Operators must maintain service records including:
  • Quantity and type of refrigerant gases in the system and refrigerant added or recovered.
  • Identification of the company or technician carrying out the servicing.
  • Dates and results of leakage checks, specifically identifying separate pieces of equipment containing 30kg of refrigerant or more.
It is the operator’s responsibility to ensure that the relevant servicing personnel have obtained the necessary certification which shows they understand the regulations and are competent.


R22 refrigerant is a hydro chlorine fluoride carbon (HCFC) and is used commonly in air conditioning, chillers and industrial refrigerant plant applications.

Due to its ozone depleting properties (ODP) is no longer considered acceptable under the Montreal Protocol.

Production of R22 air conditioning equipment ceased in 2003 and the use of virgin R22 being banned from 01.01.2010.

Reclaimed R22 refrigerant can be used until 01.01.2015 but due to demand this can be very difficult to obtain and very expensive.

New refrigerants and equipment have been developed and the most popular systems operate on refrigerant R410A which has a zero ozone depleting potential and is more energy efficient than the R22 refrigerant equipment.
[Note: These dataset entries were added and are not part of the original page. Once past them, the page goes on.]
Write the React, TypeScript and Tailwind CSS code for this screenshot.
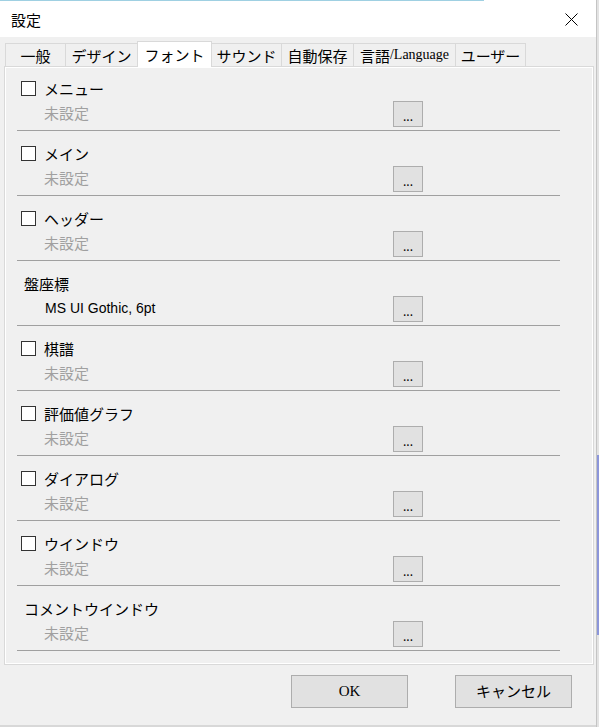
type Row = {
    label: string
    value: string
    checkbox: boolean
    set?: boolean
}

const rows: Row[] = [
    { label: 'メニュー', value: '未設定', checkbox: true },
    { label: 'メイン', value: '未設定', checkbox: true },
    { label: 'ヘッダー', value: '未設定', checkbox: true },
    { label: '盤座標', value: 'MS UI Gothic, 6pt', checkbox: false, set: true },
    { label: '棋譜', value: '未設定', checkbox: true },
    { label: '評価値グラフ', value: '未設定', checkbox: true },
    { label: 'ダイアログ', value: '未設定', checkbox: true },
    { label: 'ウインドウ', value: '未設定', checkbox: true },
    { label: 'コメントウインドウ', value: '未設定', checkbox: false },
]

const tabs = [
    { label: '一般', w: 'w-[61px]' },
    { label: 'デザイン', w: 'w-[73px]' },
    { label: 'フォント', w: 'w-[75px]', active: true },
    { label: 'サウンド', w: 'w-[71px]' },
    { label: '自動保存', w: 'w-[73px]' },
    { label: '言語', w: 'w-[103px]', latin: '/Language' },
    { label: 'ユーザー', w: 'w-[71px]' },
]

function FontRow({ row }: { row: Row }) {
    return (
        <div className="h-[65px] ml-[12px] w-[543px] border-b border-[#a0a0a0] flex flex-col">
            <div className="mt-[15px] h-[15px] flex items-center">
                {row.checkbox ? (
                    <>
                        <div className="ml-[4px] w-[15px] h-[15px] bg-white border border-[#333333]" />
                        <span className="ml-[8px] leading-none">{row.label}</span>
                    </>
                ) : (
                    <span className="ml-[7px] leading-none">{row.label}</span>
                )}
            </div>
            <div className="mt-[5px] flex items-center">
                {row.set ? (
                    <span
                        className="ml-[28px] w-[348px] leading-none text-black text-[14px] pb-[2px]"
                        style={{ fontFamily: '"Liberation Sans", sans-serif' }}
                    >
                        {row.value}
                    </span>
                ) : (
                    <span className="ml-[27px] w-[349px] leading-none text-[#a0a0a0] pb-[3px]">{row.value}</span>
                )}
                <div className="w-[30px] h-[26px] bg-[#e1e1e1] border border-[#adadad] flex items-center justify-center text-[12px] leading-none pt-[4px]">
                    ...
                </div>
            </div>
        </div>
    )
}

export default function App() {
    return (
        <div
            className="w-[599px] h-[727px] flex bg-[#d8d8d8] text-[15px] text-black overflow-hidden"
            style={{ fontFamily: '"Noto Sans CJK JP", "Noto Sans", sans-serif' }}
        >
            <div className="w-[596px] h-[725px] flex flex-col bg-[#f0f0f0]">
                {/* title bar */}
                <div className="h-[37px] bg-white flex flex-col">
                    <div className="h-[1px] w-[484px] bg-[#9fd0e2]" />
                    <div className="flex-1 flex items-center justify-between pl-[11px] pr-[18px]">
                        <span className="text-[15px] leading-none">設定</span>
                        <svg width="13" height="13" viewBox="0 0 13 13" className="mt-[1px]">
                            <path d="M0.5 0.5 L12.5 12.5 M12.5 0.5 L0.5 12.5" stroke="#000" strokeWidth="1" fill="none" />
                        </svg>
                    </div>
                </div>

                {/* tabs */}
                <div className="mt-[4px] ml-[5px] h-[25px] flex items-end">
                    {tabs.map((t) =>
                        t.active ? (
                            <div
                                key={t.label}
                                className={`${t.w} h-[26px] -mb-[1px] -ml-[1px] bg-white border border-b-0 border-[#d9d9d9] flex items-center justify-center leading-none relative z-10`}
                            >
                                {t.label}
                            </div>
                        ) : (
                            <div
                                key={t.label}
                                className={`${t.w} h-[23px] bg-[#f0f0f0] border border-b-0 border-[#d9d9d9] flex items-center justify-center leading-none -ml-[1px] first:ml-0`}
                            >
                                {t.label}
                                {t.latin && (
                                    <span style={{ fontFamily: '"Liberation Serif", serif' }} className="text-[14px]">
                                        {t.latin}
                                    </span>
                                )}
                            </div>
                        ),
                    )}
                </div>

                {/* panel */}
                <div className="ml-[4px] w-[590px] h-[599px] border border-[#d9d9d9] shadow-[inset_1px_1px_0_#ffffff,inset_-1px_-1px_0_#ffffff] bg-[#f0f0f0]">
                    <div className="-mt-px">
                        {rows.map((r) => (
                            <FontRow key={r.label} row={r} />
                        ))}
                    </div>
                </div>

                {/* buttons */}
                <div className="mt-[10px] flex">
                    <div
                        className="ml-[291px] w-[117px] h-[33px] bg-[#e1e1e1] border border-[#adadad] flex items-center justify-center text-[15px]"
                        style={{ fontFamily: '"Liberation Serif", serif' }}
                    >
                        OK
                    </div>
                    <div className="ml-[47px] w-[117px] h-[33px] bg-[#e1e1e1] border border-[#adadad] flex items-center justify-center text-[15px]">
                        キャンセル
                    </div>
                </div>
            </div>
            <div className="w-[3px] h-[727px] flex flex-col border-l border-[#c4c4c4]">
                <div className="h-[455px] bg-[#e3e3e3]" />
                <div className="h-[180px] bg-[#8c96da]" />
                <div className="flex-1 bg-[#e3e3e3]" />
            </div>
        </div>
    )
}
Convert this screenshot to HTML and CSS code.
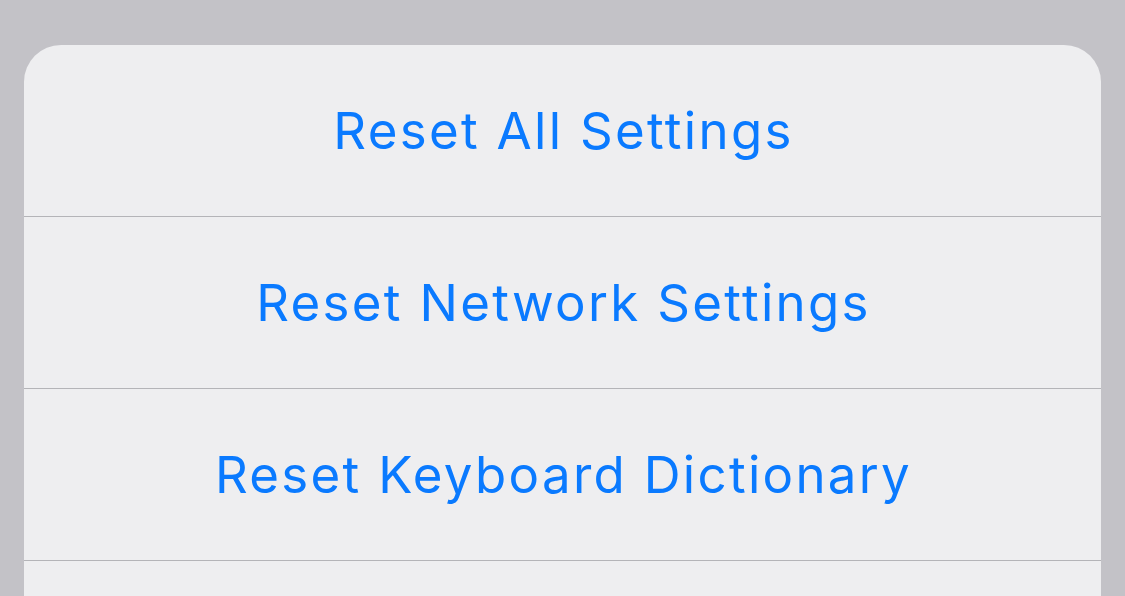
FILE: index.html
```html
<!DOCTYPE html>
<html>
<head>
<meta charset="utf-8">
<link rel="stylesheet" href="styles.css">
</head>
<body>
<div class="sheet">
  <div class="row">Reset All Settings</div>
  <div class="row">Reset Network Settings</div>
  <div class="row">Reset Keyboard Dictionary</div>
  <div class="row row-empty"></div>
</div>
</body>
</html>
```
FILE: styles.css
```css
html, body {
  margin: 0;
  padding: 0;
  background: #c3c2c7;
  overflow: hidden;
  height: 596px;
}
.sheet {
  margin: 45px 0 0 24px;
  width: 1077px;
  background: #eeeef0;
  border-radius: 37px 37px 0 0;
  overflow: hidden;
}
.row {
  height: 171px;
  border-bottom: 1px solid #b4b4b8;
  display: flex;
  align-items: center;
  justify-content: center;
  font-family: Inter, "Noto Sans", sans-serif;
  font-size: 51px;
  color: #0a7aff;
  letter-spacing: 2.3px;
  text-indent: 2px;
}
.row-empty {
  height: 40px;
  border-bottom: none;
}
```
New systems operating on this refrigerant are up to 30% more efficient equating to less energy consumption, lower subsequent energy costs and lower CO2 emissions.

R22 equipment can be used after 01.01.2015 but replacement components will be extremely difficult to obtain and it will be illegal to top up the refrigerant circuit with new or virgin R22 refrigerant

Air Conditioning Energy Inspections

Air-conditioning systems with an effective rated cooling output of more than 12kw must be regularly inspected by an accredited Energy Assessor in order to satisfy the Energy Performance Buildings Directive (EPBD). The inspections must be a maximum of five years apart.

The regulations require the first inspection of air-conditioning systems to be carried out as follows:
  • where the effective rated cooling output is more than 250kW the first inspection must happen by 4 January 2009
  • for other air-conditioning systems, where the effective rated cooling output is more than 12kW the first inspection must happen by 4 January 2011
  • for all ‘new’ systems first put into service on or after 1 January 2008, the first inspection must have taken place within five years of the date when it was first put into service

From 4 January 2011, if the person in control of the air-conditioning system changes and the new person in control is not given an inspection report, the new person in control of the system must ensure the air-conditioning system is inspected within three months of the day that person assumes control of the system.

The effective rated output is the maximum calorific output in kW stated by the manufacturer of the system as deliverable during continuous operation while complying with the useful efficiency indicated by the manufacturer.

One or more air-conditioning units within a building controlled by a single person are considered to comprise a single air-conditioning system for the purposes of the regulations.


This Legislation is mainly intended to apply where air conditioning is provided for the comfort of occupants. It does not apply to process cooling i.e. where air conditioning is provided purely as a requirement for a manufacturing process, or for cooling electronic equipment in unmanned rooms.

ERP Legislation

Comes into force on 1st January 2013. It introduces minimum energy efficiency requirements for air conditioning systems up to 12kW.